Using White Space and Hierarchy
Ample white space differentiates sections and reduces reading fatigue. Combine spacing and typographic hierarchy (headings, weight, color) to guide attention without decorative overload.
- Use consistent heading levels (
<h1>to<h6>) and align them in a clear visual order. - Increase margin and padding around important sections to improve scanability.
- Pair type sizes using a scale (1 : 1.333 or 1 : 1.25) to maintain cohesive hierarchy.
Testing Typography Accessibility
- Use browser zoom (200% and 400%) to check reflow and legibility without horizontal scrolling.
- Validate contrast ratios for headings, body text, and UI icons in light and dark themes.
- Check font rendering on multiple devices and operating systems.
- Use screen reader modes to review reading order and heading hierarchy.
Common Typography & Contrast Issues
- Low contrast: Light gray text on white reduces readability — darken foreground color to meet 4.5:1 ratio.

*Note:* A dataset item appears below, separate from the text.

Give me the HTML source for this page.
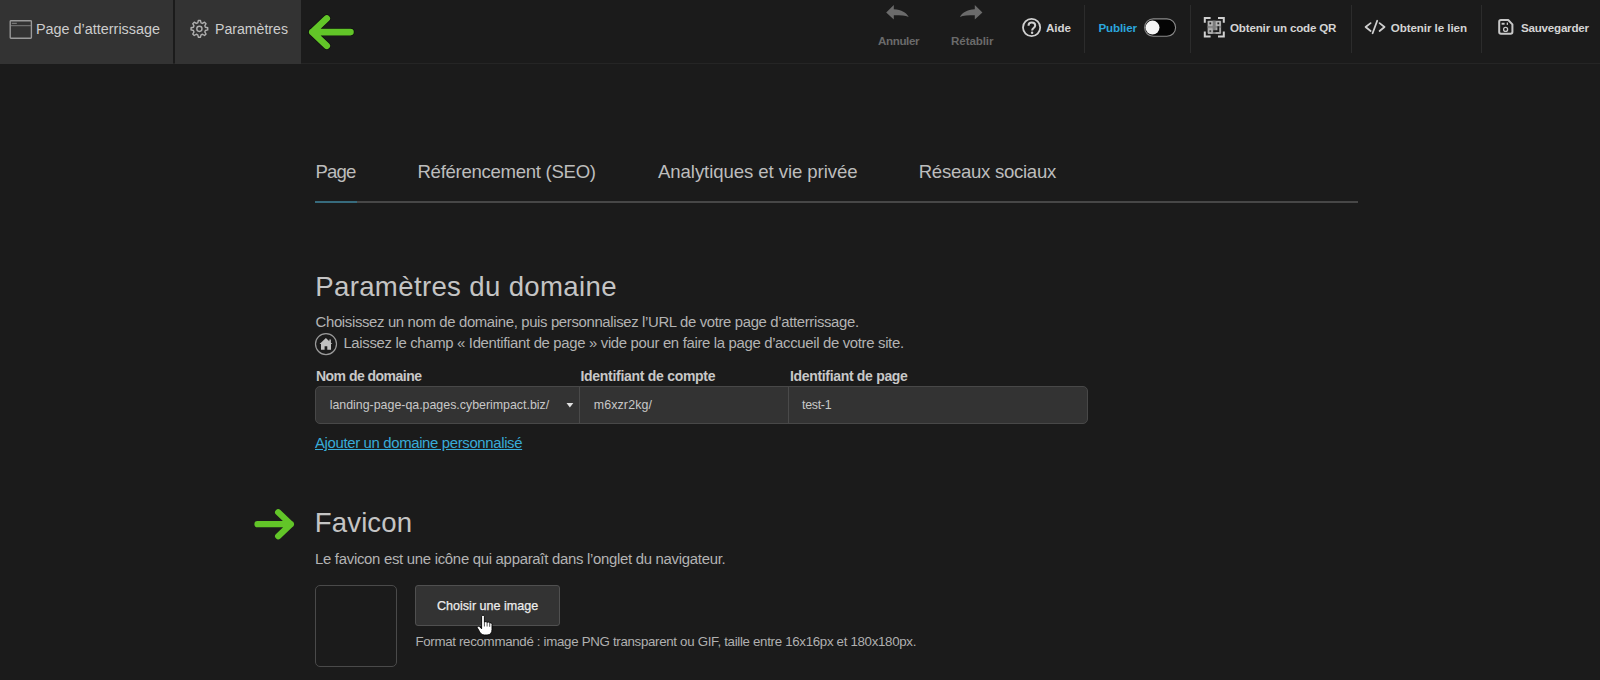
<!DOCTYPE html>
<html lang="fr">
<head>
<meta charset="utf-8">
<title>Paramètres</title>
<style>
html,body{margin:0;padding:0;}
body{width:1600px;height:680px;overflow:hidden;background:#1b1b1b;position:relative;font-family:"Liberation Sans",sans-serif;}
.tx{position:absolute;white-space:nowrap;font-family:"Liberation Sans",sans-serif;}
.box{position:absolute;box-sizing:border-box;}
svg.ov{position:absolute;left:0;top:0;width:1600px;height:680px;}
</style>
</head>
<body>
<!-- top bar -->
<div class="box" style="left:0;top:63px;width:1600px;height:1px;background:#252525"></div>
<div class="box" style="left:0;top:0;width:173px;height:64px;background:#333333"></div>
<div class="box" style="left:175px;top:0;width:126px;height:64px;background:#333333"></div>
<div class="box" style="left:1084px;top:5px;width:1px;height:48px;background:#2c2c2c"></div>
<div class="box" style="left:1190px;top:5px;width:1px;height:48px;background:#2c2c2c"></div>
<div class="box" style="left:1351px;top:5px;width:1px;height:48px;background:#2c2c2c"></div>
<div class="box" style="left:1481px;top:5px;width:1px;height:48px;background:#2c2c2c"></div>

<!-- content tabs line -->
<div class="box" style="left:315px;top:201px;width:1043px;height:2px;background:#474747"></div>
<div class="box" style="left:315px;top:201px;width:42px;height:2px;background:#376b7d"></div>

<!-- input group -->
<div class="box" style="left:315px;top:386px;width:773px;height:37.5px;background:#333333;border:1px solid #484848;border-radius:5px"></div>
<div class="box" style="left:579px;top:387px;width:1px;height:35.5px;background:#4a4a4a"></div>
<div class="box" style="left:788px;top:387px;width:1px;height:35.5px;background:#4a4a4a"></div>

<!-- favicon box -->
<div class="box" style="left:315px;top:585px;width:82px;height:82px;border:1px solid #4a4a4a;border-radius:5px"></div>
<!-- button -->
<div class="box" style="left:415px;top:585px;width:145px;height:41px;background:#333333;border:1px solid #505050;border-radius:3px"></div>

<div class="tx" style="left:36.3px;top:21.43px;font-size:15.2px;line-height:15.2px;font-weight:400;color:#cdcdcd;transform:scaleX(0.9476);transform-origin:0 0;">Page d’atterrissage</div>
<div class="tx" style="left:215.0px;top:21.43px;font-size:15.2px;line-height:15.2px;font-weight:400;color:#cdcdcd;transform:scaleX(0.9299);transform-origin:0 0;">Paramètres</div>
<div class="tx" style="left:878.0px;top:35.18px;font-size:11.6px;line-height:11.6px;font-weight:700;color:#6a6a6a;letter-spacing:-0.385px;">Annuler</div>
<div class="tx" style="left:951.0px;top:35.18px;font-size:11.6px;line-height:11.6px;font-weight:700;color:#6a6a6a;letter-spacing:-0.096px;">Rétablir</div>
<div class="tx" style="left:1046.0px;top:21.98px;font-size:11.6px;line-height:11.6px;font-weight:700;color:#d4d4d4;letter-spacing:-0.042px;">Aide</div>
<div class="tx" style="left:1098.5px;top:21.98px;font-size:11.6px;line-height:11.6px;font-weight:700;color:#2ba7de;letter-spacing:-0.135px;">Publier</div>
<div class="tx" style="left:1230.0px;top:21.98px;font-size:11.6px;line-height:11.6px;font-weight:700;color:#d4d4d4;letter-spacing:-0.177px;">Obtenir un code QR</div>
<div class="tx" style="left:1390.7px;top:21.98px;font-size:11.6px;line-height:11.6px;font-weight:700;color:#d4d4d4;letter-spacing:-0.072px;">Obtenir le lien</div>
<div class="tx" style="left:1521.0px;top:21.98px;font-size:11.6px;line-height:11.6px;font-weight:700;color:#d4d4d4;letter-spacing:-0.225px;">Sauvegarder</div>
<div class="tx" style="left:315.5px;top:162.56px;font-size:18.6px;line-height:18.6px;font-weight:400;color:#bdbdbd;letter-spacing:-0.879px;">Page</div>
<div class="tx" style="left:417.5px;top:162.56px;font-size:18.6px;line-height:18.6px;font-weight:400;color:#bdbdbd;letter-spacing:-0.303px;">Référencement (SEO)</div>
<div class="tx" style="left:658.0px;top:162.56px;font-size:18.6px;line-height:18.6px;font-weight:400;color:#bdbdbd;letter-spacing:-0.081px;">Analytiques et vie privée</div>
<div class="tx" style="left:918.7px;top:162.56px;font-size:18.6px;line-height:18.6px;font-weight:400;color:#bdbdbd;letter-spacing:-0.286px;">Réseaux sociaux</div>
<div class="tx" style="left:315.2px;top:272.94px;font-size:27.6px;line-height:27.6px;font-weight:400;color:#c4c4c4;letter-spacing:0.345px;">Paramètres du domaine</div>
<div class="tx" style="left:315.6px;top:314.89px;font-size:14.9px;line-height:14.9px;font-weight:400;color:#b3b3b3;letter-spacing:-0.347px;">Choisissez un nom de domaine, puis personnalisez l’URL de votre page d’atterrissage.</div>
<div class="tx" style="left:343.4px;top:336.19px;font-size:14.9px;line-height:14.9px;font-weight:400;color:#b3b3b3;letter-spacing:-0.325px;">Laissez le champ « Identifiant de page » vide pour en faire la page d’accueil de votre site.</div>
<div class="tx" style="left:316.0px;top:369.45px;font-size:14px;line-height:14px;font-weight:700;color:#c8c8c8;letter-spacing:-0.523px;">Nom de domaine</div>
<div class="tx" style="left:580.5px;top:369.45px;font-size:14px;line-height:14px;font-weight:700;color:#c8c8c8;letter-spacing:-0.290px;">Identifiant de compte</div>
<div class="tx" style="left:789.9px;top:369.45px;font-size:14px;line-height:14px;font-weight:700;color:#c8c8c8;letter-spacing:-0.316px;">Identifiant de page</div>
<div class="tx" style="left:329.7px;top:398.70px;font-size:12.4px;line-height:12.4px;font-weight:400;color:#c8c8c8;letter-spacing:-0.006px;">landing-page-qa.pages.cyberimpact.biz/</div>
<div class="tx" style="left:593.7px;top:398.70px;font-size:12.4px;line-height:12.4px;font-weight:400;color:#c8c8c8;letter-spacing:0.143px;">m6xzr2kg/</div>
<div class="tx" style="left:802.0px;top:398.70px;font-size:12.4px;line-height:12.4px;font-weight:400;color:#c8c8c8;letter-spacing:-0.280px;">test-1</div>
<div class="tx" style="left:315.0px;top:436.39px;font-size:14.9px;line-height:14.9px;font-weight:400;color:#38acd8;letter-spacing:-0.341px;text-decoration:underline;text-underline-offset:1px;">Ajouter un domaine personnalisé</div>
<div class="tx" style="left:314.8px;top:508.94px;font-size:27.6px;line-height:27.6px;font-weight:400;color:#c4c4c4;letter-spacing:0.112px;">Favicon</div>
<div class="tx" style="left:315.0px;top:551.69px;font-size:14.9px;line-height:14.9px;font-weight:400;color:#b3b3b3;letter-spacing:-0.280px;">Le favicon est une icône qui apparaît dans l’onglet du navigateur.</div>
<div class="tx" style="left:436.8px;top:598.89px;font-size:13.6px;line-height:13.6px;font-weight:400;color:#ededed;transform:scaleX(0.9237);transform-origin:0 0;-webkit-text-stroke:0.25px #ededed;">Choisir une image</div>
<div class="tx" style="left:415.4px;top:634.74px;font-size:13.3px;line-height:13.3px;font-weight:400;color:#b0b0b0;letter-spacing:-0.313px;">Format recommandé : image PNG transparent ou GIF, taille entre 16x16px et 180x180px.</div>

<svg class="ov" viewBox="0 0 1600 680">
 <!-- window icon -->
 <rect x="10.2" y="20.7" width="21.2" height="17.5" rx="0.8" fill="none" stroke="#9a9a9a" stroke-width="1.35"/>
 <line x1="11" y1="25.7" x2="31" y2="25.7" stroke="#7c7c7c" stroke-width="1"/>
 <line x1="11.8" y1="23.3" x2="16.8" y2="23.3" stroke="#a0a0a0" stroke-width="0.8"/>
 <!-- gear -->
 <path d="M198.35,20.52 L200.45,20.52 L201.04,22.87 L202.47,23.46 L204.55,22.21 L206.04,23.70 L204.79,25.78 L205.38,27.21 L207.73,27.80 L207.73,29.90 L205.38,30.49 L204.79,31.92 L206.04,34.00 L204.55,35.49 L202.47,34.24 L201.04,34.83 L200.45,37.18 L198.35,37.18 L197.76,34.83 L196.33,34.24 L194.25,35.49 L192.76,34.00 L194.01,31.92 L193.42,30.49 L191.07,29.90 L191.07,27.80 L193.42,27.21 L194.01,25.78 L192.76,23.70 L194.25,22.21 L196.33,23.46 L197.76,22.87Z" fill="none" stroke="#b0b0b0" stroke-width="1.4" stroke-linejoin="round"/>
 <circle cx="199.4" cy="28.85" r="2.6" fill="none" stroke="#b0b0b0" stroke-width="1.4"/>
 <!-- green arrow top -->
 <g stroke="#000" stroke-width="8" stroke-linecap="round" stroke-linejoin="round" fill="none" opacity="0.45">
  <path d="M350.5,32.1 L312,32.1 M326.8,18.4 L312.3,32.1 L326.8,45.8"/>
 </g>
 <g stroke="#62c528" stroke-width="6.6" stroke-linecap="round" stroke-linejoin="round" fill="none">
  <path d="M350.5,32.1 L312.3,32.1 M326.8,18.4 L312.3,32.1 L326.8,45.8"/>
 </g>
 <!-- undo / redo -->
 <path d="M886.2,12.4 L893.8,5 V9.3 C901.5,9.6 906.6,12.8 908.7,17 C905.5,15.6 900.5,15.3 893.8,15.3 V19.6 Z" fill="#6b6b6b"/>
 <g transform="translate(1868.6,0) scale(-1,1)">
 <path d="M886.2,12.4 L893.8,5 V9.3 C901.5,9.6 906.6,12.8 908.7,17 C905.5,15.6 900.5,15.3 893.8,15.3 V19.6 Z" fill="#6b6b6b"/>
 </g>
 <!-- help -->
 <circle cx="1031.6" cy="27.5" r="8.6" fill="none" stroke="#d0d0d0" stroke-width="1.8"/>
 <path d="M1028.5,25.7 C1028.5,23.6 1030,22.5 1031.8,22.5 C1033.8,22.5 1035.2,23.8 1035.2,25.5 C1035.2,27.9 1032.1,28 1032.1,30.4" fill="none" stroke="#d0d0d0" stroke-width="2"/>
 <circle cx="1032.1" cy="32.7" r="1.2" fill="#d0d0d0"/>
 <!-- toggle -->
 <rect x="1144.6" y="18.9" width="31" height="17.4" rx="8.7" fill="#050505" stroke="#8a8a8a" stroke-width="1.1"/>
 <circle cx="1152.5" cy="27.6" r="7" fill="#f4f4f4"/>
 <!-- QR icon -->
 <g fill="none" stroke="#d0d0d0" stroke-width="2">
  <path d="M1204.8,22.8 V17.9 H1210.6 M1218,17.9 H1223.8 V22.8 M1223.8,31.6 V36.5 H1218 M1210.6,36.5 H1204.8 V31.6"/>
 </g>
 <rect x="1207.6" y="20.7" width="13.5" height="13.2" rx="0.8" fill="#a6a6a6"/>
 <rect x="1212.6" y="20.7" width="3" height="13.2" fill="#7a7a7a"/>
 <rect x="1207.6" y="26.2" width="13.5" height="1.5" fill="#7f7f7f"/>
 <rect x="1208.2" y="21.3" width="4.3" height="4.3" rx="0.6" fill="#b8b8b8"/>
 <rect x="1216.2" y="21.3" width="4.3" height="4.3" rx="0.6" fill="#b8b8b8"/>
 <rect x="1208.2" y="29" width="4.3" height="4.3" rx="0.6" fill="#b0b0b0"/>
 <rect x="1209.4" y="22.4" width="1.8" height="1.9" fill="#222"/>
 <rect x="1217.4" y="22.4" width="1.8" height="1.9" fill="#222"/>
 <rect x="1209.4" y="30.2" width="1.8" height="1.9" fill="#444"/>
 <path d="M1217.4,26.2 H1219.2 V32 H1213.2 V30.2 H1217.4 Z" fill="#1e1e1e"/>
 <!-- code icon -->
 <g fill="none" stroke="#cfcfcf" stroke-width="1.8" stroke-linecap="round" stroke-linejoin="round">
  <path d="M1370.6,23.1 L1365.6,27 L1370.6,31 M1377.2,20.8 L1372.6,33.2 M1379.6,23.1 L1384.5,27 L1379.6,31"/>
 </g>
 <!-- save icon -->
 <path d="M1501,20 H1508.2 L1512.4,24.4 V32 Q1512.4,33.8 1510.6,33.8 H1501 Q1499.2,33.8 1499.2,32 V21.8 Q1499.2,20 1501,20 Z" fill="none" stroke="#c8c8c8" stroke-width="2" stroke-linejoin="round"/>
 <rect x="1501.6" y="22.8" width="3" height="1.9" fill="#c8c8c8"/>
 <rect x="1506.7" y="22.6" width="1.3" height="2.3" fill="#c8c8c8"/>
 <circle cx="1505.6" cy="29.4" r="2" fill="none" stroke="#c8c8c8" stroke-width="1.3"/>
 <!-- house in circle -->
 <circle cx="326" cy="344.1" r="10.5" fill="none" stroke="#9a9a9a" stroke-width="1.2"/>
 <path d="M319.6,344 L325.9,337.9 L329.3,341.2 V339.6 H330.9 V342.7 L332.3,344 H331 V349.8 H327.3 V346.2 H324.6 V349.8 H321 V344 Z" fill="#c0c0c0"/>
 <!-- dropdown arrow -->
 <path d="M566.5,403 H573.3 L569.9,407.4 Z" fill="#e0e0e0"/>
 <!-- green arrow favicon -->
 <g stroke="#62c528" stroke-width="6.3" stroke-linecap="round" stroke-linejoin="round" fill="none">
  <path d="M257.5,524.2 L290.8,524.2 M278.2,512.3 L290.8,524.2 L278.2,536.2"/>
 </g>
 <!-- hand cursor -->
 <path d="M481.6,616.2 C481.6,614.8 484.4,614.8 484.4,616.2 V622.3 C484.9,621.4 486.8,621.4 487.1,622.6 C487.6,621.8 489.4,621.8 489.7,623.2 C490.3,622.6 492,622.8 492,624.3 V629.5 C492,632.5 490.5,635 487,635 H484.5 C482,635 480.5,633.5 479.5,631.5 L477.3,627.8 C476.8,626.8 478.6,625.5 479.6,626.7 L481.6,628.8 Z" fill="#ffffff" stroke="#000" stroke-width="0.9"/>
 <path d="M484.4,622.5 V626.5 M487.1,622.8 V626.5 M489.7,623.4 V626.8" stroke="#000" stroke-width="0.7" fill="none"/>
</svg>
</body>
</html>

- Overusing uppercase: All‑caps headlines reduce readability for long strings; use sparingly.
- Insufficient spacing: Increase line and word spacing to avoid crowding.
- Fixed‑pixel font sizes: Switch to relative units to enable zoom scaling.
- Fully justified text: Replace with left alignment to avoid uneven spacing.
Conclusion
Inclusive typography is measurable, testable, and essential to accessibility. Meeting WCAG rules for contrast, spacing, and flexibility ensures that text remains perceivable across devices and abilities. Readable design supports comprehension, retention, and user comfort — the hallmarks of true accessibility.
Next steps: Audit your text contrast, spacing, and alignment against WCAG 2.2 criteria. Adjust color tokens, use relative units, and test with different viewing conditions to confirm a universally readable experience.